A former Boston lawyer and prosecutor who was once named one of People magazine’s most eligible bachelors was sentenced Monday to between five and 10 years in state prison for rape.

Gary Zerola, 52, was found guilty last month after a jury deliberated for five hours and has been incarcerated since then. He was acquitted of a greater charge of aggravated rape and burglary.

Prosecutors said that Zerola, in January 2021, paid more than $2,000 for a night of drinking with a woman he was dating and her 21-year-old friend who’d just graduated from college. The friend became intoxicated and had to be helped back to her Beacon Hill apartment. Zerola later entered the apartment without permission and sexually assaulted the woman around 2 a.m. while she was sleeping, prosecutors said.

In a victim impact statement that was read in court, the woman said she’d tried desperately to not allow the incident to affect her, or to give Zerola any power over the rest of her life. But she said that participating in the trial had brought up “the significant and insidious effect this event has had on my life.”
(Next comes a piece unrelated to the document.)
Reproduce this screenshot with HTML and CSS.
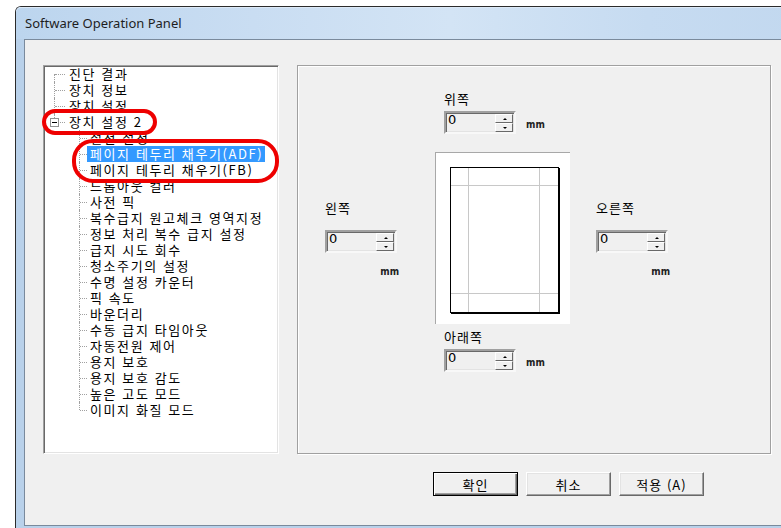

“For months after the incident, I experienced nightly recurring nightmares reliving the assault. Even today, I still have nightmares of someone breaking into my apartment and trying to assault me,” the woman wrote. The Associated Press does not generally name victims of sexual assault.

“These cases are always difficult, and this victim deserves enormous credit for taking the stand and telling the jury what happened to her that night,” Suffolk District Attorney Kevin Hayden said in a statement after the verdict.

Zerola’s attorney Joseph Krowski Jr. said Monday that his client is appealing the conviction. He said the sentence wasn’t what they wanted, but was within or close to the recommended guideline range for somebody without a previous criminal record. He pointed out that Zerola had been acquitted on two of the three original charges.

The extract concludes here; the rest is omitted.